International Herald Tribune

High-level concern seen in China arrest
By Joseph Kahn The New York Times
MONDAY, DECEMBER 12, 2005

BEIJING The decision to detain the commander of paramilitary forces who opened fire on villagers protesting land seizures in China's Guangdong Province suggested high-level concern over the accuracy of early reports of what happened in the incident and sensitivity over whether the crackdown was justified, analysts said.
 
Guangdong's provincial government issued a statement Sunday saying that the "wrong actions" of the commander, who was not named or identified by unit or rank, were to blame for the deaths of civilians in Dongzhou village in coastal Guangdong Province near Hong Kong. The statement said he had been detained by civilian authorities.
 
The official Xinhua news agency had said that three people were killed and eight others wounded after security forces shot protesters last week. Villagers have given varying estimates of the death toll, including some who said as many as 20 people were killed.
 
The agency's account, quoting local authorities, initially laid blame for the violence exclusively on villagers. It said local residents, led by three men, first attacked a power plant at the center of a land dispute, then turned on the police, using weapons including spears, knives and dynamite, forcing security forces to put down the insurrection forcibly.
 
But the subsequent statement by the provincial government suggested a different conclusion, a possible signal that local, provincial and possibly central government leaders had varying reactions to the shooting.
 
Murray Scot Tanner, an expert on China's security forces at the RAND Corp. in the United States, said Monday that the detention of a commander could well signal fears that Chinese press reports about the incident may not be treated as credible by the general public. He said the authorities were highly reluctant to assign blame to the police or paramilitary troops and almost never do so.
 
"I can honestly tell you that on the basis of reading hundreds of reports about how police handle protests, I have never seen a report on the detention of a police commander," he said.
 
The police and paramilitary commanders have limited autonomy to decide on the use of force against civilians and would generally need high-level approval before opening fire.
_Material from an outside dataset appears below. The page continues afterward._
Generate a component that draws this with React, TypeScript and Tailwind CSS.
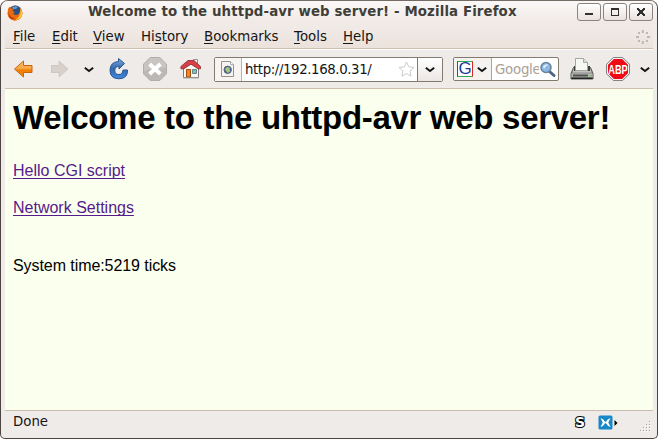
import React from "react";

const ui = "font-['DejaVu_Sans',sans-serif]";

function Chevron({ className = "" }: { className?: string }) {
  return (
    <svg className={"shrink-0 " + className} width="10" height="7" viewBox="0 0 10 7" fill="none">
      <path d="M.8 1.8 5 5 9.2 1.8" stroke="#161616" strokeWidth="2" />
    </svg>
  );
}

function FirefoxLogo() {
  return (
    <svg className="ml-[6px] mt-[4px] shrink-0" width="16" height="16" viewBox="0 0 16 16">
      <circle cx="8" cy="8" r="7.4" fill="#e8630a" />
      <circle cx="8.4" cy="6.4" r="5.8" fill="#284f86" />
      <path d="M5 2.6Q8 0 11 2L9 4 6 4z" fill="#5b9bd2" />
      <path d="M1 4 2.5 1.8 4 3.6 6.5 4 5.6 6 8 7.2 6 8.6Q8 11 11.5 9.2L13.5 5.5 12.7 2.5Q16.4 6 15 10.6 13 15.5 8 15.5 2 15 .6 9.5Z" fill="#e96a10" />
      <path d="M13.3 3.5Q16 7 14.6 10.8 13 14.5 8.5 15 12.5 12 13.4 8z" fill="#ffcf32" />
      <path d="M1.3 7Q3 13 8 13.5 5 15 2.3 12z" fill="#b92b0d" />
    </svg>
  );
}

function WindowButton({ children }: { children: React.ReactNode }) {
  return (
    <div className="h-[18px] w-6 shrink-0 rounded-[3px] border border-[#8c837d] bg-linear-to-b from-[#fff] to-[#e9e2df]">
      <svg width="22" height="16" viewBox="0 0 22 16" shapeRendering="crispEdges">{children}</svg>
    </div>
  );
}

function MenuItem({ before = "", hot, after, className }: { before?: string; hot: string; after: string; className: string }) {
  return (
    <span className={"shrink-0 whitespace-nowrap " + className}>
      {before}
      <span className="underline decoration-1 underline-offset-[2px] [text-decoration-skip-ink:none]">{hot}</span>
      {after}
    </span>
  );
}

function Throbber() {
  return (
    <svg className="ml-auto mr-[2px] mt-[5px]" width="16" height="16" viewBox="0 0 16 16" fill="#bdb8b5">
      <rect x="6.8" y="1" width="2" height="3" />
      <rect x="6.8" y="12" width="2" height="3" />
      <rect x="1" y="7" width="3" height="2" />
      <rect x="12" y="7" width="3" height="2" />
      <rect x="3" y="3" width="2" height="2" />
      <rect x="11" y="3" width="2" height="2" />
      <rect x="3" y="11" width="2" height="2" />
      <rect x="11" y="11" width="2" height="2" />
    </svg>
  );
}

function Arrow({ forward = false }: { forward?: boolean }) {
  return forward ? (
    <svg className="ml-[16px] shrink-0" width="21" height="20" viewBox="0 0 21 20">
      <path d="M1.5 6.5H9V2l9 8-9 8v-4.5H1.5z" fill="#d8d1cb" stroke="#c9c2bd" strokeWidth=".8" />
    </svg>
  ) : (
    <svg className="ml-[8px] shrink-0" width="21" height="20" viewBox="0 0 21 20">
      <defs>
        <linearGradient id="orange" x2="0" y2="1">
          <stop stopColor="#fac27b" /><stop offset=".5" stopColor="#f7a33d" /><stop offset=".55" stopColor="#ef7d00" /><stop offset="1" stopColor="#f68b13" />
        </linearGradient>
      </defs>
      <path d="M19 6.5h-8.5V2L1.5 10l9 8v-4.5H19z" fill="url(#orange)" stroke="#c7650d" />
    </svg>
  );
}

function Reload() {
  return (
    <svg className="ml-[14px] shrink-0" width="22" height="24" viewBox="0 0 22 24">
      <defs>
        <linearGradient id="blue" x2="0" y2="1">
          <stop stopColor="#7daadb" /><stop offset=".5" stopColor="#3268ad" /><stop offset="1" stopColor="#4388dc" />
        </linearGradient>
      </defs>
      <path d="M10.5 1.5 16.5 6.5 11 12V9.2Q6.8 9.6 6.8 13.5 6.8 17.5 11 17.5 14.6 17.5 15 13H19.5Q20 21.5 11 21.8 2 21.5 2 13.5 2 5 10.5 4.5z" fill="url(#blue)" stroke="#285695" strokeLinejoin="round" />
    </svg>
  );
}

function Stop() {
  return (
    <svg className="ml-[13px] shrink-0" width="24" height="24" viewBox="0 0 24 24">
      <path d="M7.2.5h9.6l6.7 6.7v9.6l-6.7 6.7H7.2L.5 16.8V7.2z" fill="#bcb8b6" stroke="#b1adab" />
      <path d="M1 12V7.5L7.5 1h9L23 7.5V11Q13 10 1 14z" fill="#c9c5c3" />
      <path d="m6.6 7 10.8 10M17.4 7 6.6 17" stroke="#fff" strokeWidth="4" />
    </svg>
  );
}

function Home() {
  return (
    <svg className="ml-[13px] shrink-0" width="22" height="22" viewBox="0 0 22 22">
      <path d="M13.5 1.5h4v7h-4z" fill="#f4f4f2" stroke="#90928e" />
      <path d="M3.5 10 11 4.5 18.5 10v9.5h-15z" fill="#f7f7f5" stroke="#7c7d79" />
      <path d="M8 2.5h6L20.5 8.5v2.3h-2.3L11 6.2 3.8 10.8H.9V8.5z" fill="#d74048" stroke="#8f252a" strokeWidth=".8" />
      <path d="M6.5 11.5h4v7.5h-4z" fill="#f48620" stroke="#a34d13" />
      <path d="M12.5 11.5h4v4h-4z" fill="#61c8d7" stroke="#70817e" />
      <path d="M3 20h16" stroke="#a9aaa5" />
    </svg>
  );
}

function SiteIcon() {
  return (
    <svg className="ml-[5px] mt-[3px] shrink-0" width="16" height="17" viewBox="0 0 16 17">
      <path d="M1.5 .5h9l3 3v12h-12z" fill="#f5f4f2" stroke="#92928f" />
      <path d="M10.5 .5v3h3" fill="#fff" stroke="#aaa" />
      <circle cx="7.7" cy="8.8" r="3.7" fill="#3d66ad" stroke="#5b6571" />
      <path d="M5 8 7 6l3 .7L9.5 9l1 1-2.5 2-2-2z" fill="#a9c683" />
    </svg>
  );
}

function AddressBar() {
  return (
    <div className="ml-[12px] flex h-[25px] w-[229px] shrink-0 rounded-[2px] border border-[#82796f] bg-white">
      <div className="w-[27px] border-r border-[#b9b1aa] bg-[#f7f4f2]"><SiteIcon /></div>
      <span className="ml-[3px] w-[153px] whitespace-nowrap pt-[3px] text-[13.33px] leading-[18px] tracking-[-0.4px] text-[#151515]">http://192.168.0.31/</span>
      <svg className="mt-[3px] shrink-0" width="18" height="17" viewBox="0 0 18 17">
        <path d="m8.5 1 2.2 4.8 5.3.6-4 3.6 1.1 5.2-4.6-2.6-4.6 2.6L5 10 1 6.4l5.3-.6z" fill="#fff" stroke="#cacaca" />
      </svg>
      <div className="ml-auto flex w-[25px] justify-center border-l border-[#82796f] bg-linear-to-b from-white to-[#ece6e3] pt-[8px]"><Chevron /></div>
    </div>
  );
}

function SearchBox() {
  return (
    <div className="ml-[10px] flex h-[24px] w-[106px] shrink-0 overflow-hidden rounded-[2px] border border-[#82796f] bg-white">
      <div className="flex w-[38px] shrink-0 border-r border-[#aaa39e] bg-[#f6f2f0]">
        <div className="ml-[3px] mt-[3px] h-4 w-4 shrink-0 border border-t-[#35a853] border-r-[#de2720] border-b-[#35a853] border-l-[#2452b1] bg-white text-center font-['Liberation_Sans',sans-serif] text-[17px] leading-[14px] text-[#173a9b]">G</div>
        <Chevron className="ml-[4px] mt-[8px]" />
      </div>
      <span className="ml-[3px] w-[44px] shrink-0 overflow-hidden whitespace-nowrap pt-[3px] text-[13.33px] leading-[18px] tracking-[-0.25px] text-[#aaa097]">Google</span>
      <svg className="mt-[3px] shrink-0" width="17" height="17" viewBox="0 0 17 17">
        <path d="m10.5 10.5 4.5 4" stroke="#4b6584" strokeWidth="3" strokeLinecap="round" />
        <circle cx="7" cy="6.5" r="5" fill="#8bb9e5" stroke="#6c8297" strokeWidth="1.5" />
        <path d="M4 5.5Q7 2 9.5 4 7 4.5 5 8z" fill="#d8ebf8" />
      </svg>
    </div>
  );
}

function Printer() {
  return (
    <svg className="ml-[11px] shrink-0" width="24" height="24" viewBox="0 0 24 24">
      <path d="M3.5 10.5h17l2.5 6v5.5H1v-5.5z" fill="#888b87" stroke="#555753" />
      <path d="M4 11h16l1.5 4.5h-19z" fill="#c1c3bf" />
      <path d="M4 9h16v5H4z" fill="#3c3f3c" />
      <path d="M5.5 1.5h8l4 4v8h-12z" fill="#f7f7f5" stroke="#a5a6a1" />
      <path d="M13.5 1.5v4h4" fill="#ddd" stroke="#aaa" />
      <path d="M1.5 16.5h21v4h-21z" fill="#b4b7b3" />
      <path d="M3 17.5h15v2H3z" fill="#4d504d" />
      <path d="M1.5 20.5h21V22h-21z" fill="#222522" />
      <path d="M20 18h1.5v1H20z" fill="#5bb531" />
    </svg>
  );
}

function AdblockIcon() {
  return (
    <svg className="ml-[12px] shrink-0" width="24" height="24" viewBox="0 0 24 24">
      <path d="M7.2.6h9.6l6.6 6.6v9.6l-6.6 6.6H7.2L.6 16.8V7.2z" fill="#fff" stroke="#777" />
      <path d="M7.8 2h8.4L22 7.8v8.4L16.2 22H7.8L2 16.2V7.8z" fill="#ed0b16" />
      <text x="12" y="16.6" textAnchor="middle" textLength="19.5" lengthAdjust="spacingAndGlyphs" className="fill-white font-['Liberation_Sans',sans-serif] text-[13px] font-bold">ABP</text>
    </svg>
  );
}

function ResizeGrip() {
  const dots = [[10, 0], [7, 3], [10, 3], [4, 6], [7, 6], [10, 6], [1, 9], [4, 9], [7, 9], [10, 9]];
  return (
    <svg className="ml-auto mr-[2px] mt-[10px] shrink-0" width="12" height="12" viewBox="0 0 12 12" shapeRendering="crispEdges">
      {dots.map(([x, y]) => <g key={`${x}-${y}`}><rect x={x} y={y} width="1" height="1" fill="#aaa09a" /><rect x={x + 1} y={y + 1} width="1" height="1" fill="#fff" /></g>)}
    </svg>
  );
}

export default function App() {
  return (
    <div className={"h-[439px] w-[658px] bg-white text-[#151515] " + ui}>
      <div className="flex h-full flex-col overflow-hidden rounded-t-[8px] rounded-b-[5px] border border-[#4b4440] border-t-[#756b65] bg-[#efebe9]">
        <header className="flex h-[23px] shrink-0 bg-linear-to-b from-[#faf8f7] to-[#f0e9e6]">
          <FirefoxLogo />
          <span className="ml-[65px] mt-[2px] whitespace-nowrap text-[13.33px] font-bold leading-[18px] tracking-[0.12px] text-[#403e39]">Welcome to the uhttpd-avr web server! - Mozilla Firefox</span>
          <div className="ml-auto mr-[4px] mt-[2px] flex gap-[2px]">
            <WindowButton><path d="M7 9h8v2H7z" fill="#33312e" /></WindowButton>
            <WindowButton><path d="M7 4h8v8H7zM8 6h6v5H8z" fillRule="evenodd" fill="#33312e" /></WindowButton>
            <WindowButton><path d="M7 4h2v1h1v1h2V5h1V4h2v2h-1v1h-1v2h1v1h1v2h-2v-1h-1v-1h-2v1H9v1H7v-2h1V9h1V7H8V6H7z" fill="#33312e" /></WindowButton>
          </div>
        </header>
        <nav className="mx-[4px] flex h-[25px] shrink-0 border-b border-[#cdbfae] bg-linear-to-b from-[#f1ebe8] to-[#ece2dc] text-[13.33px] leading-[26px]">
          <MenuItem hot="F" after="ile" className="ml-[8px] w-[39px]" />
          <MenuItem hot="E" after="dit" className="w-[41px]" />
          <MenuItem hot="V" after="iew" className="w-[48px]" />
          <MenuItem before="Hi" hot="s" after="tory" className="w-[63px]" />
          <MenuItem hot="B" after="ookmarks" className="w-[90px]" />
          <MenuItem hot="T" after="ools" className="w-[49px]" />
          <MenuItem hot="H" after="elp" className="w-[40px]" />
          <Throbber />
        </nav>
        <section className="mx-[4px] flex h-[40px] shrink-0 items-center border-t border-b border-t-white border-b-[#cdbfae] bg-[#efebe9]">
          <Arrow />
          <Arrow forward />
          <Chevron className="ml-[13px]" />
          <Reload /><Stop /><Home />
          <AddressBar /><SearchBox />
          <Printer /><AdblockIcon /><Chevron className="ml-[10px]" />
        </section>
        <main className="mx-[4px] min-h-0 flex-1 bg-[#fbffee] pl-[8px] font-['Liberation_Sans',sans-serif] text-[16px] text-black">
          <h1 className="pt-[10px] whitespace-nowrap text-[33px] font-bold leading-[37px] tracking-[-0.3px]">Welcome to the uhttpd-avr web server!</h1>
          <p className="mt-[26px] leading-[18px]"><a className="text-[#551a8b] underline decoration-1 underline-offset-[2px] [text-decoration-skip-ink:none]">Hello CGI script</a></p>
          <p className="mt-[19px] leading-[18px]"><a className="text-[#551a8b] underline decoration-1 underline-offset-[2px] [text-decoration-skip-ink:none]">Network Settings</a></p>
          <p className="mt-[40px] leading-[18px] tracking-[-0.07px]">System time:5219 ticks</p>
        </main>
        <footer className="mx-[4px] flex h-[28px] shrink-0 border-t border-[#c8bdb0] text-[13.33px]">
          <span className="ml-[8px] mt-[1px] w-[560px] shrink-0 leading-[20px]">Done</span>
          <svg className="mt-[2px] shrink-0" width="16" height="18" viewBox="0 0 16 18">
            <text x="2" y="14" className="fill-white stroke-black font-['DejaVu_Sans',sans-serif] text-[14px] font-bold [paint-order:stroke]" strokeWidth="2">S</text>
          </svg>
          <svg className="ml-[9px] mt-[4px] shrink-0" width="21" height="15" viewBox="0 0 21 15">
            <rect x=".5" y=".5" width="14" height="14" rx="1.5" fill="#1687c9" />
            <path d="M2.5 3Q5.8 4 7 6.8H8Q9.2 4 12.5 3L10.3 7.5 12.5 12Q9.2 11 8 8.2H7Q5.8 11 2.5 12L4.7 7.5z" fill="white" />
            <path d="m16.5 5 3 3-3 3z" fill="#000" />
          </svg>
          <ResizeGrip />
        </footer>
      </div>
    </div>
  );
}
Even if the commander acted on his own or gave inaccurate information to higher authorities before getting approval, however, security forces would generally be expected to close ranks and defend one of their own leaders rather than accept responsibility for mistaken killings.
 
It would be especially notable if the commander worked for the People's Armed Police, a branch of the military that was reported by villagers to have deployed troops in the area. Civilian government officials generally have no power to detain or bring charges against military officers.
 
In many such cases, President Hu Jintao, who has the top civilian, military and Communist Party titles, might be expected to be consulted before conflicts between civilian and military officials could be resolved.
 
Since the large-scale killings to put down a democracy movement in Beijing in 1989, Chinese authorities have invested heavily in training and equipping riot police to suppress protests without the use of lethal force. Since that time, shootings of unarmed demonstrators have been unusual.
 
China had 74,000 mass incidents of unrest in 2004, according to a police tally. While some of them resulted in deaths and a few led to local declarations of martial law, very few involved police or paramilitary troops opening fire on civilians.
 
The Dongzhou incident involved sustained protests over the construction of a large power plant, which appeared to have coal-fired and also wind-driven turbines. Some residents complained about the amount of money they received for ceding their land to the government for the plant, while others said a reclamation project connected with the wind-driven turbines would impact fishing the area.
 
Government officials issued no statements about the shootings until four days after they occurred, leaving villagers to provide their own accounts to Hong Kong and Western media. Villagers still maintain that a number of people remain missing or unaccounted for, but it is possible the authorities are holding people for joining in the protest.
 
Several Guangzhou newspapers have had reports, but national papers and Web sites have not even carried the Xinhua report, suggesting extreme sensitivity.